Saw scores of storytellers at the “visiting hours.” I would have rather seen them at a party than a wake, but it was my first time to see them at all since I moved back from OK. Hugging so many and saying heartfelt hellos was grounding and delightful.
Ruth Hill (Blue’s wife) was magnificent, shaking hands and talking to each person in the line to view Blue’s casket. In death, even though I had never seen him so still, Blue’s spirit was still evident. I could have cried for an hour.
So today was an affirmation of storytelling community, combined with the irreplaceable loss of Blue. Even after he “blew away” (his term from long ago), though, he brought us together in celebration of story and life.
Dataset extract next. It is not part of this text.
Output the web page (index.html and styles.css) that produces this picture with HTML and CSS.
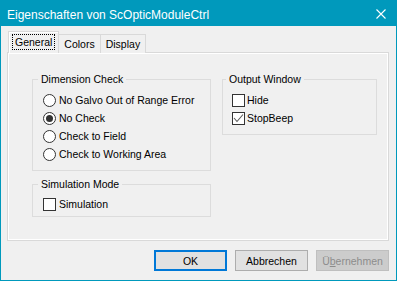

One of Blue’s gifts was to be able to summarize a person’s unique qualities in a phrase or two. I will always cherish what he said to me every time we met: “Look at him,” he would say to the world in general, with his arm on my shoulder. “He was born ancient and wise. His spirit is 10,000 years old!”
If that’s true, Blue would know. His spirit must have been even older. He seemed like a natural force, like water seeping up through rocks or like sunlight insisting on finding its way into the dark corners of a forest.
A force like that never really stops. Perhaps on its own, perhaps through those of us who were touched by him, his spirit must surely still be at work, dancing through the landscape of dreams, the oceans of stories, the quiet waters of our lives.